Ignoring that truth — against her better judgment, no doubt — is going to be Sonia’s (Jana Raluy) downfall, but what was she to do? She is a working-class mother, caring for her terminally ill husband while trying to raise her teenage son, Darió (Sebastián Aguirre Boëda). When treatment is denied her husband, treatment that Sonia believes he needs to survive, Sonia takes her complaint to the doctor’s office. Clearly he is the one who made the mistake.

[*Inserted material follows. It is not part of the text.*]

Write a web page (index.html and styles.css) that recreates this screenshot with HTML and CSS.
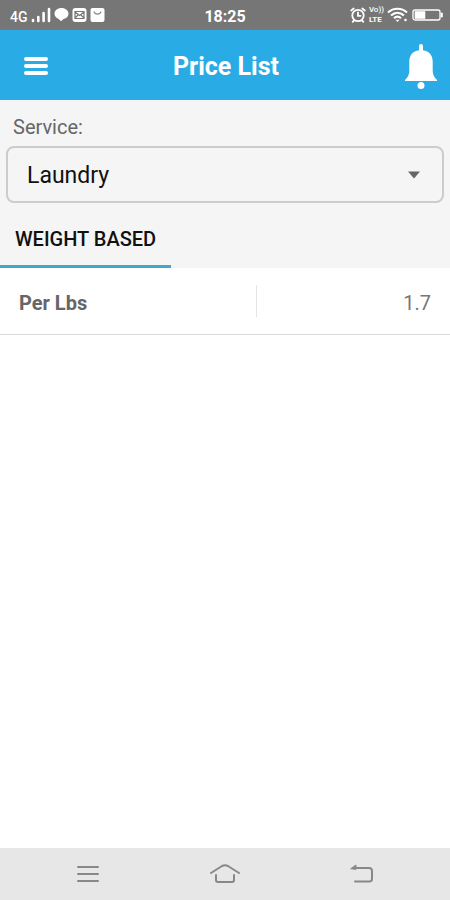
FILE: index.html
```html
<!DOCTYPE html>
<html lang="en">
<head>
<meta charset="utf-8">
<meta name="viewport" content="width=device-width, initial-scale=1">
<title>Price List</title>
<link rel="stylesheet" href="styles.css">
</head>
<body>
<div class="status-bar">
  <div class="status-group">
    <span class="network">4G</span>
    <svg width="20" height="16" viewBox="0 0 20 16" fill="none" stroke="#fff" stroke-width="2.600" stroke-linecap="round"><path d="M2 14v-1M7.300 14v-4M12.600 14V6M18 14V2"/></svg>
    <svg width="15" height="16" viewBox="0 0 15 16" fill="#fff"><path d="M7.500 1C3.500 1 .5 3.500.5 6.700c0 2.600 2 4.600 4.300 5.300L7 14.300 9.500 12c3-.6 5-2.700 5-5.300C14.500 3.500 11.500 1 7.500 1z"/></svg>
    <svg width="15" height="16" viewBox="0 0 15 16"><rect x=".5" y="1" width="14" height="14" rx="3" fill="#fff"/><path d="M3 4.500h9v7H3zM3 5l4.500 3.500L12 5M3 11l3-3M12 11L9 8" fill="none" stroke="#767676" stroke-width="1.200"/></svg>
    <svg width="15" height="16" viewBox="0 0 15 16"><rect x=".5" y="1" width="14" height="14" rx="2" fill="#fff"/><path d="M4 4.500c.5 3.500 6.500 3.500 7 0" fill="none" stroke="#858585" stroke-width="1.200"/></svg>
  </div>
  <span class="clock">18:25</span>
  <div class="status-group status-right">
    <svg width="16" height="16" viewBox="0 0 16 16" fill="none" stroke="#fff" stroke-width="1.800" stroke-linecap="round"><circle cx="8" cy="8.500" r="5.700"/><path d="M8 5.500v3.300h2.500M1.200 3.500l2.500-2M14.800 3.500l-2.500-2M4 13.300l-1.300 1.500M12 13.300l1.300 1.500"/></svg>
    <span class="volte"><span class="vo">Vo))</span><b>LTE</b></span>
    <svg width="22" height="16" viewBox="0 0 22 16" fill="none" stroke="#fff" stroke-width="2.200"><path d="M1 5.500c5.500-5 13.500-5 19 0M4 8.500c4-3.500 9-3.500 13 0M7 11.300c2.200-2 4.800-2 7 0"/><path d="M8.500 12.700h4l-2 2.300z" fill="#fff" stroke="none"/><circle cx="18.500" cy="13" r="1.300" fill="#fff" stroke="none"/></svg>
    <svg width="32" height="16" viewBox="0 0 32 16"><rect x="1" y="3" width="27" height="10" rx="2" fill="none" stroke="#fff" stroke-width="1.300"/><path d="M3 4.500h10v7H3zM29 6h1.500v4H29z" fill="#fff" stroke="#fff" stroke-width=".6"/></svg>
  </div>
</div>
<header class="app-bar">
  <button class="icon-button" type="button" aria-label="Menu">
    <svg width="24" height="20" viewBox="0 0 24 20" fill="none" stroke="#fff" stroke-width="4" stroke-linecap="round"><path d="M2 3h20M2 10h20M2 17h20"/></svg>
  </button>
  <h1>Price List</h1>
  <button class="icon-button bell" type="button" aria-label="Notifications">
    <svg width="34" height="46" viewBox="0 0 34 46" fill="#fff"><path d="M15 3a2 2 0 0 1 4 0v4.200c6.200.8 9.700 5 9.700 11.300v9c0 3.500 1 6.500 4.300 9.500v1H1v-1c3.300-3 4.300-6 4.300-9.500v-9c0-6.300 3.500-10.500 9.700-11.300z"/><circle cx="17" cy="42.500" r="3.500"/></svg>
  </button>
</header>
<main>
  <section class="filters">
    <label for="service">Service:</label>
    <div class="select-box">
      <select id="service"><option>Laundry</option></select>
      <svg class="caret" width="12" height="8" viewBox="0 0 12 8" aria-hidden="true"><path d="M0 .5h12L6 7.500z" fill="#666"/></svg>
    </div>
    <nav class="tabs"><a href="#prices">WEIGHT BASED</a></nav>
  </section>
  <table id="prices">
    <tbody><tr><th scope="row">Per Lbs</th><td>1.7</td></tr></tbody>
  </table>
</main>
<footer class="nav-bar">
  <button type="button" aria-label="Recent apps"><svg width="32" height="22" viewBox="0 0 32 22"><path d="M6 4h20M6 11h20M6 18h20"/></svg></button>
  <button type="button" aria-label="Home"><svg width="32" height="22" viewBox="0 0 32 22"><path d="M2 10l11-7q3-1.500 6 0l11 7M7 12v5q0 2 2 2h14q2 0 2-2v-5"/></svg></button>
  <button type="button" aria-label="Back"><svg width="32" height="22" viewBox="0 0 32 22"><path d="M7 5h16q3 0 3 3v8q0 2.500-3 2.500H9"/><path d="M5 5.500L10 2v4z" fill="#888" stroke-width="1"/></svg></button>
</footer>
</body>
</html>
```
FILE: styles.css
```css
* { box-sizing: border-box; }
body {
  margin: 0;
  min-height: 100vh;
  display: flex;
  flex-direction: column;
  background: #fff;
  color: #666;
  font-family: Roboto, "Liberation Sans", sans-serif;
}
svg { display: block; flex: none; }
button { border: 0; padding: 0; background: none; }
.status-bar {
  display: grid;
  grid-template-columns: 1fr auto 1fr;
  align-items: center;
  height: 30px;
  padding: 0 6px 0 10px;
  background: #767676;
  color: #fff;
}
.status-group { display: flex; align-items: center; gap: 3px; }
.status-right { justify-content: flex-end; }
.network { font-size: 14px; font-weight: 500; line-height: 18px; padding-top: 3px; }
.clock { padding: 3px 4px 0 0; font-size: 16px; font-weight: 700; line-height: 20px; }
.volte { display: flex; flex-direction: column; font-size: 8px; line-height: 10px; }
.vo { font-weight: 500; }
.app-bar {
  display: grid;
  grid-template-columns: 1fr auto 1fr;
  align-items: center;
  height: 70px;
  padding: 2px 12px 0 24px;
  background: #29abe5;
}
.icon-button { justify-self: start; }
.bell { justify-self: end; }
h1 {
  margin: 0;
  padding: 2px 10px 0 0;
  color: #fff;
  font-size: 25px;
  font-weight: 700;
  line-height: 32px;
}
main { flex: 1; }
.filters { background: #f5f5f5; }
label {
  display: block;
  padding: 15px 13px 7px;
  font-size: 20px;
  line-height: 24px;
}
.select-box { position: relative; margin: 0 6px; }
select {
  display: block;
  width: 100%;
  height: 57px;
  padding: 2px 40px 0 19px;
  border: 2px solid #ccc;
  border-radius: 8px;
  appearance: none;
  background: transparent;
  color: #111;
  font: 23px/28px Roboto, "Liberation Sans", sans-serif;
}
.caret { position: absolute; top: 25px; right: 24px; pointer-events: none; }
.tabs { display: flex; padding-top: 9px; }
.tabs a {
  padding: 15px 15px 14px;
  border-bottom: 3px solid #42a7cc;
  color: #111;
  font-size: 20px;
  font-weight: 500;
  line-height: 24px;
  text-decoration: none;
}
table { width: 100%; border-collapse: collapse; }
tr { height: 66px; border-bottom: 1px solid #d9d9d9; }
th, td { padding: 13px 19px 8px; font-size: 20px; line-height: 32px; }
th {
  width: 57%;
  color: #666;
  font-weight: 700;
  text-align: left;
  background: linear-gradient(#e5e5e5, #e5e5e5) right center / 1px 32px no-repeat;
}
td { color: #777; text-align: right; }
.nav-bar {
  display: flex;
  align-items: center;
  justify-content: center;
  gap: 105px;
  height: 52px;
  background: #e7e7e7;
}
.nav-bar svg { fill: none; stroke: #888; stroke-width: 2; stroke-linecap: round; }
```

But Dr. Villabla (Hugo Albores) is not interested in hearing about Sonia’s personal research on the denied treatment. It’s Friday and he wants to play squash with his buddies. Sonia, refusing to take no for an answer, tracks the good doctor down and holds him at gunpoint until he agrees to approve the treatment. Unfortunately, it’s not that easy. Protocol must be followed and that means paperwork and signatures.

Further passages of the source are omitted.